There are several types of construction loans to consider. A construction-to-permanent loan covers the build and then converts to a permanent mortgage once the home is ready for occupancy. A construction-only loan, by contrast, pays for the build in increments as milestones are met, but typically must be repaid within a year. Owner-builder construction loans are similar, but the borrower is also the builder. Finally, the end loan is the mortgage that takes over once construction is complete.
It’s worth noting that construction loan interest rates are generally higher than those for standard home purchases. That’s because, in a build situation, there’s no completed home to secure the loan, making it riskier for lenders. While qualifying for a construction loan isn’t necessarily harder than for a traditional mortgage, the process can be more involved, requiring more paperwork about the build and contractor, as well as strict adherence to the lender’s timeline, inspections, and payout requirements.
But the landscape for property owners—especially those with rental units—may be about to get more complicated in Illinois. According to a report published on January 28, 2026, Democratic Rep. Mary Gill has filed Illinois House Bill 4589, which would prevent apartment building owners from obtaining building permits if they are late or in default on their mortgage payments. The bill seeks to amend both the Illinois Counties Code and the Illinois Municipal Code, and would apply only in counties with populations of 500,000 or less and 200,000 or less.
If passed, the legislation could have significant implications for landlords and renters alike. For example, if an apartment building needs urgent structural repairs, an HVAC replacement, or even routine unit upgrades, permits would not be issued unless the owner is current on their mortgage. This could delay important improvements to rental units, potentially affecting the safety and comfort of tenants.
However, the bill leaves several key questions unanswered. It does not specify how a building owner would prove their mortgage payments are up to date, nor does it clarify whether the responsibility for confirming this status would fall to the county or the owner. Would owners need to provide bank records or other documentation? Or would local governments be tasked with verifying payment status? These ambiguities have left many in the real estate and construction industries waiting for further guidance.
The proposed legislation is part of a broader trend toward tightening regulations on property owners and lenders, as policymakers seek to ensure financial responsibility and protect tenants from the fallout of landlord defaults. But some critics argue that the bill could have unintended consequences, such as discouraging necessary repairs or upgrades to aging rental stock, especially in smaller counties where resources are already stretched thin.

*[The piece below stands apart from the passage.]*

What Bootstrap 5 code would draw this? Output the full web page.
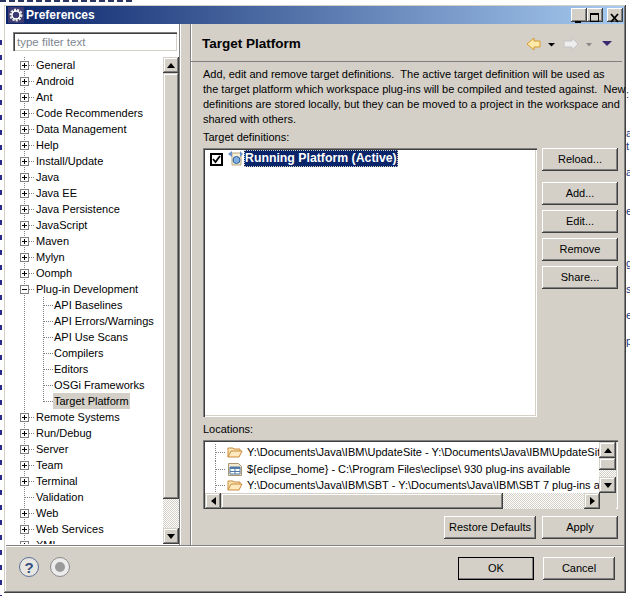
<!DOCTYPE html>
<html lang="en"><head><meta charset="utf-8"><title>Preferences</title>
<link rel="stylesheet" href="https://cdn.jsdelivr.net/npm/bootstrap@5.3.0/dist/css/bootstrap.min.css">
<style>
:root{--f:#d4d0c8;}
html,body{margin:0;height:596px;width:630px;overflow:hidden;}
body{font:11px/15px "Liberation Sans",sans-serif;color:#000;padding:5px 0 3px 4px;
background:repeating-linear-gradient(#2a2a8a 0 5px,transparent 5px 15px) 0 40px/2px 100% no-repeat,repeating-linear-gradient(90deg,#2b3560 0 6px,transparent 6px 9px) 0 0/135px 2px no-repeat,#fff;}
.win{flex:none;width:622px;height:588px;background:var(--f);box-shadow:inset -1px -1px #404040,inset 1px 1px var(--f),inset -2px -2px #808080,inset 2px 2px #fff;padding:1px 2px 2px 0;overflow:hidden;}
.behind{flex:none;width:4px;overflow:hidden;font-size:11px;line-height:13px;color:#1a3a8a;white-space:nowrap;margin-top:-8px;}
.ttl{height:18px;background:linear-gradient(90deg,#0a246a,#a6caf0);color:#fff;font:bold 12px/18px "Liberation Sans",sans-serif;padding:0 1px 0 2px;margin-left:2px;flex:none;}
.ttl svg{margin-right:2px}
.cap{width:16px;height:14px;background:var(--f);box-shadow:inset -1px -1px #404040,inset 1px 1px #fff,inset -2px -2px #808080;padding:0;border:0;}
.main{height:521px;flex:none;}
.lft{width:173px;background:#fff;margin-left:2px;height:521px;}
.flt.form-control{width:164px;height:19px;margin:8px 0 0 7px;padding:0 4px;font-size:11.5px;line-height:15px;border-radius:0;border:0;background:#fff;color:#808080;box-shadow:inset 1px 1px #808080,inset 2px 2px #404040,inset -1px -1px var(--f);}
.flt::placeholder{color:#808890;opacity:1}
.trw{margin-top:6px;height:487px;}
.tree{width:157px;overflow:hidden;margin:0;height:487px;}
.tree li{height:16px;line-height:16px;padding-left:30px;position:relative;white-space:nowrap;
background-image:linear-gradient(#808080 50%,transparent 50%),repeating-linear-gradient(90deg,#808080 0 1px,transparent 1px 2px);
background-size:1px 2px,9px 1px;background-position:18px 0,19px 8px;background-repeat:repeat-y,no-repeat;}
.tree li.sub{padding-left:48px;background-image:linear-gradient(#808080 50%,transparent 50%),linear-gradient(#808080 50%,transparent 50%),repeating-linear-gradient(90deg,#808080 0 1px,transparent 1px 2px);background-size:1px 2px,1px 2px,9px 1px;background-position:18px 0,37px 0,38px 8px;background-repeat:repeat-y,repeat-y,no-repeat;}
.tree li.sub.end{background-size:1px 2px,1px 9px,9px 1px;background-repeat:repeat-y,no-repeat,no-repeat;background-image:linear-gradient(#808080 50%,transparent 50%),repeating-linear-gradient(#808080 0 1px,transparent 1px 2px),repeating-linear-gradient(90deg,#808080 0 1px,transparent 1px 2px);}
.exp{position:absolute;left:14px;top:4px;width:9px;height:9px;border:1px solid #808080;background:linear-gradient(#000,#000) center/5px 1px no-repeat,linear-gradient(#000,#000) center/1px 5px no-repeat,#fff;}
.exp.open{background:linear-gradient(#000,#000) center/5px 1px no-repeat,#fff;}
.sel{background:var(--f);display:inline-block;height:16px;padding:0 1px;margin-left:-1px;}
.sb{width:16px;background:repeating-conic-gradient(#fff 0 25%,var(--f) 0 50%) 0 0/2px 2px;}
.wb{flex:none;width:16px;height:16px;background:var(--f);box-shadow:inset -1px -1px #404040,inset 1px 1px var(--f),inset -2px -2px #808080,inset 2px 2px #fff;}
.thumb{flex:none;background:var(--f);box-shadow:inset -1px -1px #404040,inset 1px 1px var(--f),inset -2px -2px #808080,inset 2px 2px #fff;}
.tree-thumb{height:426px;}
.sash{width:11px;background:var(--f);border-left:1px solid #808080;box-shadow:inset 1px 0 #fff;}
.rgt{width:431px;border-left:1px solid #808080;box-shadow:inset 1px 0 #fff;padding-left:12px;height:521px;}
.hd{height:38px;box-shadow:inset 0 -2px 0 -1px #808080,inset 0 -1px 0 #fff;margin-left:-12px;padding:1px 0 0 11px;width:431px;align-items:center;}
.hd h1{font:bold 13.5px/20px "Liberation Sans",sans-serif;margin:0;}
.desc{margin:5px 0 0;width:420px;height:60px;white-space:nowrap;}
.lbl{line-height:15px;margin-top:3px;height:18px;}
.tbl{width:334px;height:269px;background:#fff;box-shadow:inset 1px 1px #808080,inset 2px 2px #404040,inset -1px -1px #fff,inset -2px -2px var(--f);padding:5px 0 0 7px;}
.chk{width:13px;height:13px;background:#fff;border:2px solid #000;display:flex;}
.tgt{margin-top:-3px;}
.run{background:#0a246a;color:#fff;font-weight:bold;outline:1px dotted #d4d0c8;outline-offset:-1px;padding:0 1px;height:17px;line-height:17px;white-space:nowrap;font-size:12.3px;margin-top:-3px;}
.wbtn.btn{display:block;font:11px/15px "Liberation Sans",sans-serif;width:76px;height:23px;padding:0;border:0;border-radius:0;background:var(--f);color:#000;box-shadow:inset -1px -1px #404040,inset 1px 1px #fff,inset -2px -2px #808080;}
.col-b{width:76px;margin-left:5px;}
.g11{margin-top:11px}.g5{margin-top:5px}
.loc-l{margin-top:5px}
.loc{width:415px;height:69px;background:#fff;box-shadow:inset 1px 1px #808080,inset 2px 2px #404040,inset -1px -1px #fff,inset -2px -2px var(--f);padding:2px;}
.loc-in{height:51px;}
.loc-rows{width:396px;overflow:hidden;margin:0;padding:2px 0 0 0;height:51px;}
.loc-rows li{height:16.5px;line-height:16px;padding-left:42px;white-space:nowrap;position:relative;
background-image:linear-gradient(#808080 50%,transparent 50%),repeating-linear-gradient(90deg,#808080 0 1px,transparent 1px 2px);background-size:1px 2px,10px 1px;background-position:10px 0,11px 8px;background-repeat:repeat-y,no-repeat;}
.loc-rows li svg{position:absolute;left:22px;top:0}
.vs{width:17px;background:repeating-conic-gradient(#fff 0 25%,var(--f) 0 50%) 0 0/2px 2px}
.vth{height:12px}.hth{width:282px}
.hs{height:16px;background:repeating-conic-gradient(#fff 0 25%,var(--f) 0 50%) 0 0/2px 2px;width:395px;}
.cor{width:16px;background:var(--f);height:16px}
.acts{margin-top:7px;width:415px;gap:6px;}
.rsb.btn{width:92px;}
.foot{height:46px;flex:none;box-shadow:inset 0 1px #808080,inset 0 2px #fff;margin-left:2px;padding:12px 9px 0 13px;}
.ok.btn{outline:1px solid #000;outline-offset:-1px;}
.ok2.btn{margin-left:9px;width:72px;}
.rnd{width:20px;height:20px;border-radius:50%;background:#e8e6e0;border:1.5px solid #5a6f96;display:flex;align-items:center;justify-content:center;font:bold 15px/1 "Liberation Sans",sans-serif;color:#36507f;}
.rnd2{border-color:#8a8a8a;background:#ececec;margin-left:11px;}
.rnd2 i{display:block;width:10px;height:10px;border-radius:50%;background:#9a9a9a;}
.navi{margin-right:6px}
</style></head>
<body class="d-flex align-items-start">
<div class="win d-flex flex-column">
 <div class="ttl d-flex align-items-center">
  <svg width="16" height="16" viewBox="0 0 16 16"><rect width="16" height="16" fill="#3c3a70"/><circle cx="8" cy="8" r="5" fill="none" stroke="#e8e6e0" stroke-width="3" stroke-dasharray="2 1"/><circle cx="8" cy="8" r="4" fill="none" stroke="#fff" stroke-width="1.4"/></svg>
  <span class="flex-grow-1">Preferences</span>
  <button class="cap" aria-label="min"><svg width="16" height="14"><rect x="4" y="10" width="6" height="2"/></svg></button>
  <button class="cap me-1" aria-label="max"><svg width="16" height="14"><rect x="3.500" y="2.500" width="8" height="8" fill="none" stroke="#000"/><rect x="3" y="2" width="9" height="2"/></svg></button>
  <button class="cap" aria-label="close"><svg width="16" height="14"><path d="M4 3l7 8M11 3l-7 8" stroke="#000" stroke-width="1.8"/></svg></button>
 </div>
 <div class="main d-flex">
  <div class="lft">
   <input class="form-control flt" placeholder="type filter text">
   <div class="trw d-flex">
    <ul class="tree list-unstyled">
     <li><i class="exp"></i>General</li><li><i class="exp"></i>Android</li><li><i class="exp"></i>Ant</li><li><i class="exp"></i>Code Recommenders</li><li><i class="exp"></i>Data Management</li><li><i class="exp"></i>Help</li><li><i class="exp"></i>Install/Update</li><li><i class="exp"></i>Java</li><li><i class="exp"></i>Java EE</li><li><i class="exp"></i>Java Persistence</li><li><i class="exp"></i>JavaScript</li><li><i class="exp"></i>Maven</li><li><i class="exp"></i>Mylyn</li><li><i class="exp"></i>Oomph</li>
     <li><i class="exp open"></i>Plug-in Development</li>
     <li class="sub">API Baselines</li><li class="sub">API Errors/Warnings</li><li class="sub">API Use Scans</li><li class="sub">Compilers</li><li class="sub">Editors</li><li class="sub">OSGi Frameworks</li><li class="sub end"><span class="sel">Target Platform</span></li>
     <li><i class="exp"></i>Remote Systems</li><li><i class="exp"></i>Run/Debug</li><li><i class="exp"></i>Server</li><li><i class="exp"></i>Team</li><li><i class="exp"></i>Terminal</li><li>Validation</li><li><i class="exp"></i>Web</li><li><i class="exp"></i>Web Services</li><li><i class="exp"></i>XML</li>
    </ul>
    <div class="sb d-flex flex-column">
     <div class="wb d-flex align-items-center justify-content-center"><svg width="8" height="5"><path d="M4 0l4 5H0z"/></svg></div>
     <div class="thumb tree-thumb"></div>
     <div class="flex-grow-1"></div>
     <div class="wb d-flex align-items-center justify-content-center"><svg width="8" height="5"><path d="M0 0h8L4 5z"/></svg></div>
    </div>
   </div>
  </div>
  <div class="sash"></div>
  <div class="rgt">
   <div class="hd d-flex">
    <h1 class="flex-grow-1">Target Platform</h1>
    <svg class="navi" width="90" height="16" viewBox="0 0 90 16"><path d="M1 8l7-6v3h6v6H8v3z" fill="#fde9a8" stroke="#d79a2e"/><path d="M22 7h7l-3.500 3.500z" fill="#000"/><path d="M52 8l-6-6v3h-8v6h8v3z" fill="#eeeeee" stroke="#c4c4c4"/><path d="M60 7h6l-3 3.500z" fill="#8a8a8a"/><path d="M76 5h10l-5 5z" fill="#3c2a70"/></svg>
   </div>
   <p class="desc">Add, edit and remove target definitions.&nbsp; The active target definition will be used as<br>the target platform which workspace plug-ins will be compiled and tested against.&nbsp; New<br>definitions are stored locally, but they can be moved to a project in the workspace and<br>shared with others.</p>
   <div class="lbl">Target definitions:</div>
   <div class="d-flex">
    <div class="tbl d-flex align-items-start">
     <span class="chk align-items-center justify-content-center"><svg width="9" height="9" viewBox="0 0 9 9"><path d="M1 4l2.500 3L8 1" fill="none" stroke="#000" stroke-width="1.800"/></svg></span>
     <svg class="ms-1 tgt" width="17" height="17" viewBox="0 0 17 17"><path d="M5 3h9v12H5z" fill="#f6efdc" stroke="#b9a67c"/><path d="M1 4l4-3v6zM13 1l3 3-3 3z" fill="#6a92c8"/><circle cx="9.500" cy="10" r="3.500" fill="#7fb0df" stroke="#2f5f9e"/></svg>
     <span class="run">Running Platform (Active)</span>
    </div>
    <div class="col-b d-flex flex-column">
     <button class="btn wbtn">Reload...</button>
     <button class="btn wbtn g11">Add...</button>
     <button class="btn wbtn g5">Edit...</button>
     <button class="btn wbtn g5">Remove</button>
     <button class="btn wbtn g5">Share...</button>
    </div>
   </div>
   <div class="lbl loc-l">Locations:</div>
   <div class="loc">
    <div class="loc-in d-flex">
     <ul class="loc-rows list-unstyled">
      <li><svg width="16" height="16" viewBox="0 0 16 16"><path d="M1 13V4h5l1 1h6v2" fill="#fbe7b8" stroke="#c98a3a"/><path d="M1 13l3-6h11l-3 6z" fill="#fde9bd" stroke="#c98a3a"/></svg>Y:\Documents\Java\IBM\UpdateSite - Y:\Documents\Java\IBM\UpdateSite 930 plug-ins</li>
      <li><svg width="16" height="16" viewBox="0 0 16 16"><path d="M1.500 2.500h10l3 3v9h-13z" fill="#f2e7cf" stroke="#a89570"/><path d="M3 6h10v7H3z" fill="#fff" stroke="#4f7aa8"/><path d="M3 6h10v2H3z" fill="#4f7aa8"/><path d="M8 8v5M3 10.500h10" stroke="#4f7aa8"/></svg>${eclipse_home} - C:\Program Files\eclipse\ 930 plug-ins available</li>
      <li><svg width="16" height="16" viewBox="0 0 16 16"><path d="M1 13V4h5l1 1h6v2" fill="#fbe7b8" stroke="#c98a3a"/><path d="M1 13l3-6h11l-3 6z" fill="#fde9bd" stroke="#c98a3a"/></svg>Y:\Documents\Java\IBM\SBT - Y:\Documents\Java\IBM\SBT 7 plug-ins available</li>
     </ul>
     <div class="vs d-flex flex-column">
      <div class="wb w-100 d-flex align-items-center justify-content-center"><svg width="8" height="5"><path d="M4 0l4 5H0z"/></svg></div>
      <div class="thumb vth"></div>
      <div class="flex-grow-1"></div>
      <div class="wb w-100 d-flex align-items-center justify-content-center"><svg width="8" height="5"><path d="M0 0h8L4 5z"/></svg></div>
     </div>
    </div>
    <div class="d-flex">
     <div class="hs d-flex">
      <div class="wb d-flex align-items-center justify-content-center"><svg width="5" height="8"><path d="M5 0v8L0 4z"/></svg></div>
      <div class="thumb hth"></div>
      <div class="flex-grow-1"></div>
      <div class="wb d-flex align-items-center justify-content-center"><svg width="5" height="8"><path d="M0 0l5 4-5 4z"/></svg></div>
     </div>
     <div class="cor flex-grow-1"></div>
    </div>
   </div>
   <div class="d-flex justify-content-end acts">
    <button class="btn wbtn rsb">Restore Defaults</button>
    <button class="btn wbtn">Apply</button>
   </div>
  </div>
 </div>
 <div class="foot d-flex align-items-start">
  <span class="rnd">?</span>
  <span class="rnd rnd2"><i></i></span>
  <div class="ms-auto d-flex">
   <button class="btn wbtn ok">OK</button>
   <button class="btn wbtn ok2">Cancel</button>
  </div>
 </div>
</div>
<div class="behind" aria-hidden="true"><br><br><br><br><br><br><br>:<br><br><br>a<br>t<br><br>a<br><br><br>e<br><br><br><br>g<br><br>s<br><br>e<br><br>p</div>
</body></html>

As the debate over Illinois House Bill 4589 unfolds, property owners, tenants, and lenders alike will be watching closely. In the meantime, anyone considering a construction or renovation project—whether in Illinois or elsewhere—would be wise to brush up on the latest lending requirements, shop around for the best rates, and stay on top of their paperwork. After all, in the world of home construction and improvement, a little preparation can go a long way.
With new lending standards and legislative changes on the horizon, the path to building or improving a home in 2026 is as challenging as ever, but for those willing to navigate the process, the rewards can be well worth the effort.